### [Task requirements]
Return the lines where the word "styles" occurs.

### [Entries]

--- Start ---

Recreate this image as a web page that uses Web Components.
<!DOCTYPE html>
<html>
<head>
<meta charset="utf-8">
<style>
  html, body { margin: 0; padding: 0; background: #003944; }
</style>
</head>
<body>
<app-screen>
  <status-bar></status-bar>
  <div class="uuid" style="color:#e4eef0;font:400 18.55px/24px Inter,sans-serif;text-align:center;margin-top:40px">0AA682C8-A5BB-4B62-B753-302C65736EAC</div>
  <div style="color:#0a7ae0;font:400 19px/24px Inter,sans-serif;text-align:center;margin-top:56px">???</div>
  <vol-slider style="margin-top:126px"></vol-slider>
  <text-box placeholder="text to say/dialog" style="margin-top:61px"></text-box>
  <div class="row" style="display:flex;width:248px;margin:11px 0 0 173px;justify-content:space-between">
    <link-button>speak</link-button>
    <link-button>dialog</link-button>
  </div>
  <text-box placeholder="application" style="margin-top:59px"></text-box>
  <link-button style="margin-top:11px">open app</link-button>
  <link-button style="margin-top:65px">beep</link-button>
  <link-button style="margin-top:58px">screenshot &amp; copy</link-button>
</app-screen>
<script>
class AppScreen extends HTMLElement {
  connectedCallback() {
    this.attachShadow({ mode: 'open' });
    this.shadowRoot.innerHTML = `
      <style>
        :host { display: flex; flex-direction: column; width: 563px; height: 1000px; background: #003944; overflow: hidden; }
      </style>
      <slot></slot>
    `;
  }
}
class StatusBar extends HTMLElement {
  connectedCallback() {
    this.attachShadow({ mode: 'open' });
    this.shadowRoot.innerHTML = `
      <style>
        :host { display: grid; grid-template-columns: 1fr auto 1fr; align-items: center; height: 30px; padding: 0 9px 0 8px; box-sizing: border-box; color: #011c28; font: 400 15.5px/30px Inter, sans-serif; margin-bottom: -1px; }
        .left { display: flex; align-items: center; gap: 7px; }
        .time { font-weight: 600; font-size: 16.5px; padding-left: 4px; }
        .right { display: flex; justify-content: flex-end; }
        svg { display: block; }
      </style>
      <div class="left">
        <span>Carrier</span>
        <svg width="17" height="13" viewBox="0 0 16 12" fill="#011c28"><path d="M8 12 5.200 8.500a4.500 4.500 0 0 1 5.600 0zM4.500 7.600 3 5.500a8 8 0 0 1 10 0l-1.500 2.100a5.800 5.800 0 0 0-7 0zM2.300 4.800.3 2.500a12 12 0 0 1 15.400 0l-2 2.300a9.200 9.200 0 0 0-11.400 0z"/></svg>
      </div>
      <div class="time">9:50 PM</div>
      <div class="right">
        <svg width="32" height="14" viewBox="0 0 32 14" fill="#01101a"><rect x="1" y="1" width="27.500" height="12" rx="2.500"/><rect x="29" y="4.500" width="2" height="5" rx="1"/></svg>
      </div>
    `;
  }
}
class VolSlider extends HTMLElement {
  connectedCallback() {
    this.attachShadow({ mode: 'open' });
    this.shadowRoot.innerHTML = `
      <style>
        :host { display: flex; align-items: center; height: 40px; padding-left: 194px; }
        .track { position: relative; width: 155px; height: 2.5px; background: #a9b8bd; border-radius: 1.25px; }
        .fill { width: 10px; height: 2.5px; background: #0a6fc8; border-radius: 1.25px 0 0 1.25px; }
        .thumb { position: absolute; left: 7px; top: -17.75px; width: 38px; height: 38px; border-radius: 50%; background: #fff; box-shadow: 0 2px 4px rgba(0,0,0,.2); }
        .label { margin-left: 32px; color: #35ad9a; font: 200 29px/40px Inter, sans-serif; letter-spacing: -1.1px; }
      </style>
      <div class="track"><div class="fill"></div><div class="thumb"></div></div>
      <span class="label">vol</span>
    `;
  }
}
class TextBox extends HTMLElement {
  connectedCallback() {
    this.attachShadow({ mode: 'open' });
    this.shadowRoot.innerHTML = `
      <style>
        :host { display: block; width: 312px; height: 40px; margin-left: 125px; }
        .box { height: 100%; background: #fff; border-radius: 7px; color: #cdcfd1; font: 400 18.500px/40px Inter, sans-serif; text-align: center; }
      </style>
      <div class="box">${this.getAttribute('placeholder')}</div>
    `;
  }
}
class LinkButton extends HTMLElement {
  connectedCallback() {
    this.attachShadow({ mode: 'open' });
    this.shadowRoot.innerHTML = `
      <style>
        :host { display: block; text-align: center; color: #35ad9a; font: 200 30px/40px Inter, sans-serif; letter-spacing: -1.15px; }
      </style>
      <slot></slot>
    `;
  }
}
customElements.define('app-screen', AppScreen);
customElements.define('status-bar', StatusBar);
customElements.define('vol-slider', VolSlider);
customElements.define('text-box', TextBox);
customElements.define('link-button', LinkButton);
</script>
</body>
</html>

--- End ---
--- Start ---

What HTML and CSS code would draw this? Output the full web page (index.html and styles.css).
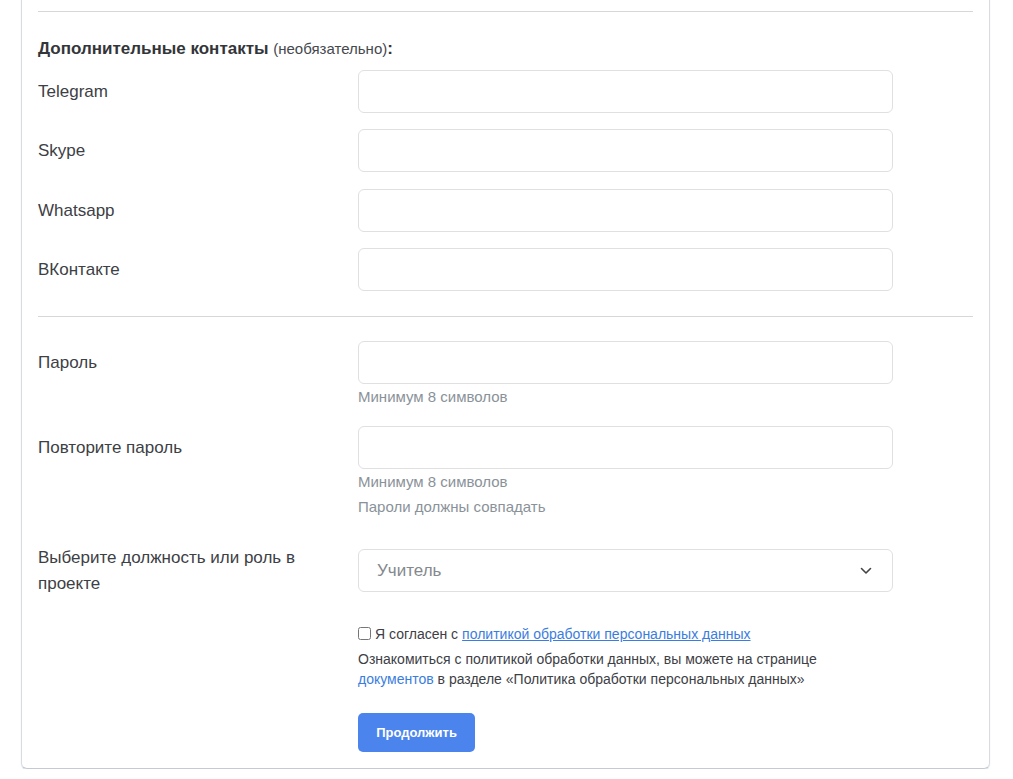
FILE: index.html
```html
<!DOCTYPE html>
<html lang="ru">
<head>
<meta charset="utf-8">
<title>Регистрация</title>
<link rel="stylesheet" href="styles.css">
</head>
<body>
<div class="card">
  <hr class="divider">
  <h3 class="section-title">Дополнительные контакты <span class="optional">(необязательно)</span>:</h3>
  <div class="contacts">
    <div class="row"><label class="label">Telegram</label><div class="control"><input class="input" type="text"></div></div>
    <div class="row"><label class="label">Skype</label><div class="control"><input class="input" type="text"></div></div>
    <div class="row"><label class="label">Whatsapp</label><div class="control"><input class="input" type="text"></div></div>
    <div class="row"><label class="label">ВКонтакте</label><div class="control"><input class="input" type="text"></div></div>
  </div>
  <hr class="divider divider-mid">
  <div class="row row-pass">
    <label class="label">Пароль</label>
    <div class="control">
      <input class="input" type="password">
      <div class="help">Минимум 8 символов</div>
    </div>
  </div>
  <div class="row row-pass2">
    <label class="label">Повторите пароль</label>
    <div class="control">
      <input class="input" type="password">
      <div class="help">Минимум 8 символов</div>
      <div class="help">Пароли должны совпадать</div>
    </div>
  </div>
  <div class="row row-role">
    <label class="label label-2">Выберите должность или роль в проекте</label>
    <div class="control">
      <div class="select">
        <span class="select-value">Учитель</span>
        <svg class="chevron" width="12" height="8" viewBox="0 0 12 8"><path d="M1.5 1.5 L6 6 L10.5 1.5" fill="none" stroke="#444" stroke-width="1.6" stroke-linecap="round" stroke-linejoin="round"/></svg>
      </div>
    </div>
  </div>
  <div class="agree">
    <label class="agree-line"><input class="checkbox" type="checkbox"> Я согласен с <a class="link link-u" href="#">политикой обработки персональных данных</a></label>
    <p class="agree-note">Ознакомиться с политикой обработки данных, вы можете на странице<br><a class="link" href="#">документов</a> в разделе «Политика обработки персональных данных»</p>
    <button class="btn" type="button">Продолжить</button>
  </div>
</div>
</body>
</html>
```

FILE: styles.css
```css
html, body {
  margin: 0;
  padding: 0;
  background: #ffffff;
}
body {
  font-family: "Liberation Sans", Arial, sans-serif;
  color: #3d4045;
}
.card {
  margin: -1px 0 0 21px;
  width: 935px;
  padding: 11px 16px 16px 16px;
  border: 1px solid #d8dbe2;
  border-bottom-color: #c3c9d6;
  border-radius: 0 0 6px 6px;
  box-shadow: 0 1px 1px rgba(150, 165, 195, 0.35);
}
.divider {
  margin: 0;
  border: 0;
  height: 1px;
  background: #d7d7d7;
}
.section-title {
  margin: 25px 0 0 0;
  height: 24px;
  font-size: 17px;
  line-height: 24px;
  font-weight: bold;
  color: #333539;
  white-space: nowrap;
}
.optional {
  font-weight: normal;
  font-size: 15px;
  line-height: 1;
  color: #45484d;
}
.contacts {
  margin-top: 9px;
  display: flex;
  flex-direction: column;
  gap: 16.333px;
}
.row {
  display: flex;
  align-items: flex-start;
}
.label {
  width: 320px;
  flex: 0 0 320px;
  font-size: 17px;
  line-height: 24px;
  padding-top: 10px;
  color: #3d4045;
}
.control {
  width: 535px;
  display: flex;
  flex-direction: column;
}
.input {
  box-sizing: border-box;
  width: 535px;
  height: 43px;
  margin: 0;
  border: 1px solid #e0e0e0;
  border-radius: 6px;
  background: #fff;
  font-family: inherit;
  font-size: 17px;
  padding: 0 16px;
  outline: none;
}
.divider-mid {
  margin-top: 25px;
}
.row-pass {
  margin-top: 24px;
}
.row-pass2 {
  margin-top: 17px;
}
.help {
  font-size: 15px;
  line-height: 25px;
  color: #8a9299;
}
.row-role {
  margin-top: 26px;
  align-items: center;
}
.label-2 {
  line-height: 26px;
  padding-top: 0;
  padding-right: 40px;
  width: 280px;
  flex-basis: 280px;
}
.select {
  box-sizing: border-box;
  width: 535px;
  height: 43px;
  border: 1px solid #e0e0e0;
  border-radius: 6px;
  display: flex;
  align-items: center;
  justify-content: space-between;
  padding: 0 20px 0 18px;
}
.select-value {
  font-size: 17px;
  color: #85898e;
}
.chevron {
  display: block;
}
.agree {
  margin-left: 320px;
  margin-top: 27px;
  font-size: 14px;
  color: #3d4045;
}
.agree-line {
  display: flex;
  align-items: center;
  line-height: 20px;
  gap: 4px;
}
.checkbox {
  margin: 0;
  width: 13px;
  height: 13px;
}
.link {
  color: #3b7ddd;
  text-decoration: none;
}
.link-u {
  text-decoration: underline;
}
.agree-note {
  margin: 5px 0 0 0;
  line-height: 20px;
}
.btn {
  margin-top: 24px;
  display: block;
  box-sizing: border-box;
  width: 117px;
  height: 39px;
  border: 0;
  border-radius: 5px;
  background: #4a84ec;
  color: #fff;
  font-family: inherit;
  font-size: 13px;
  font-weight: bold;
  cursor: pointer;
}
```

--- End ---

### [Full solution]
What HTML and CSS code would draw this? Output the full web page (index.html and styles.css).
<link rel="stylesheet" href="styles.css">
FILE: styles.css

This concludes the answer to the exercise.